My heart is heavy.
In the last little while some dear friends have shared sad stories with me. It's really got me thinking about this world we live in.
Sufjan Stevens has a song called John Wayne Gacy Jr. You may be familiar with the song or the man it is written about. On the outside he seemed like an ordinary man but underneath he was a murderer. He killed many young men and hid their bodies in his house. He was caught and brought to justice.
But what gets me is the last refrain of the song.
In my best behaviour
I am really just like him.
Look beneath the floorboards
for the secrets I have hid.
It gets me every time.
There are things we have done and things that have been done to us that we hide away. We hide them because they are not nice and they shouldn't see the light of day and yet they still remain hidden beneath our floorboards.
I'm not suggesting we bear our hearts on our sleeves all the time in fact I'm not suggesting anything. I'm just realising that my heart is always breaking for this world and longing for a different one.
I think about the times that I hold myself up against others and find myself wanting.
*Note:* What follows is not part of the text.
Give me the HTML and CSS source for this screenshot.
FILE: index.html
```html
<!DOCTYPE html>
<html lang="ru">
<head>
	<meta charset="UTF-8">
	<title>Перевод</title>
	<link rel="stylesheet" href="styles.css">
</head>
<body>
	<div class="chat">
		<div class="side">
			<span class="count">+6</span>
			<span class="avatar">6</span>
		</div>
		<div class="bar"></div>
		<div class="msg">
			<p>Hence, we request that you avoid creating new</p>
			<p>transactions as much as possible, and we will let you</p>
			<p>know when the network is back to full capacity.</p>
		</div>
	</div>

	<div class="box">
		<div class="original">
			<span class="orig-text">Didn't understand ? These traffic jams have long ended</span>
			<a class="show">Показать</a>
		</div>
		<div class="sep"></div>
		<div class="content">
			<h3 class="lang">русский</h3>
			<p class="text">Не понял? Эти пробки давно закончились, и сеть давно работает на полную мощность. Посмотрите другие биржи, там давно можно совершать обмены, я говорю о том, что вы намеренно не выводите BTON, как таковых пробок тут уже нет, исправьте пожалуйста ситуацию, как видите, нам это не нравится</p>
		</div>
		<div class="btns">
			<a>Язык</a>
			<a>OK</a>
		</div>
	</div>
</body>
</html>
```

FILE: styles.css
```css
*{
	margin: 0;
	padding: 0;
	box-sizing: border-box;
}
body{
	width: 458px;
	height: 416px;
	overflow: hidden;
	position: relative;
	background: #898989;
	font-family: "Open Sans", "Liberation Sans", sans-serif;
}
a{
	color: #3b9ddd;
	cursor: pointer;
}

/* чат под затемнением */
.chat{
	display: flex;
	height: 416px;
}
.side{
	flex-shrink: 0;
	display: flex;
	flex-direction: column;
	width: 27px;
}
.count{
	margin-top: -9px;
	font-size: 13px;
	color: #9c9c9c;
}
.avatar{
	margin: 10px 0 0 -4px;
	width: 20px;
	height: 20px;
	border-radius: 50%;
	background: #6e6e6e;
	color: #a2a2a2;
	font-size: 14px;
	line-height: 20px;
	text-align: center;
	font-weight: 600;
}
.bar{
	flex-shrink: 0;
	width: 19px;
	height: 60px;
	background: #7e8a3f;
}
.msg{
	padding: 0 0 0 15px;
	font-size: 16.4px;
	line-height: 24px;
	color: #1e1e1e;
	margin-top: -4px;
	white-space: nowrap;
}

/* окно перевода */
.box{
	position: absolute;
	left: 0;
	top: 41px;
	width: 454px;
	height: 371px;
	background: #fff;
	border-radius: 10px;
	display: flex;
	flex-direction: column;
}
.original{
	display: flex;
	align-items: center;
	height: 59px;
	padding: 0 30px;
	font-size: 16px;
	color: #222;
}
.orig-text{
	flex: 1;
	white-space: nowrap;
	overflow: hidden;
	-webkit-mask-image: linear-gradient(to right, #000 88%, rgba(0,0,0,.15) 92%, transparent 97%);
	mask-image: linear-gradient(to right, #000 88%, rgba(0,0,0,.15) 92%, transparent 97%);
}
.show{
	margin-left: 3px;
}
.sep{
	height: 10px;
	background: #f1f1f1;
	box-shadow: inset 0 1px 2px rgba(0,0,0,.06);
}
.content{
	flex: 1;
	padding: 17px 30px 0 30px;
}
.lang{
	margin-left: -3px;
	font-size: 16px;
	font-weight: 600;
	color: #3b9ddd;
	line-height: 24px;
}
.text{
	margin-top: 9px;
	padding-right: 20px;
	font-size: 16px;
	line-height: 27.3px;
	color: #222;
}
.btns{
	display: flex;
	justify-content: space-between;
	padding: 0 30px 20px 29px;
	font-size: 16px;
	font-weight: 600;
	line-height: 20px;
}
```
The thing is that I see myself. I see the creaks and cracks that lie underneath the floorboards.
What I don't see is the things they have suffered. I don't see their pain, guilt, suffering, longing. We are all in the same boat. We have all been broken.
As a Christian I know there is hope. I know there is repair but for now, for this moment I just want to sit in that thought. I want to remember how bad it got before it got better.
I want to weep for my friends who suffered something no person should ever have to. I want to stand in unity with them and say I see you.
I want to long for a day when things might be put right. When in stead of being just like a gruesome murderer hiding my secrets away I can be the way I was created to be.
Just like Him.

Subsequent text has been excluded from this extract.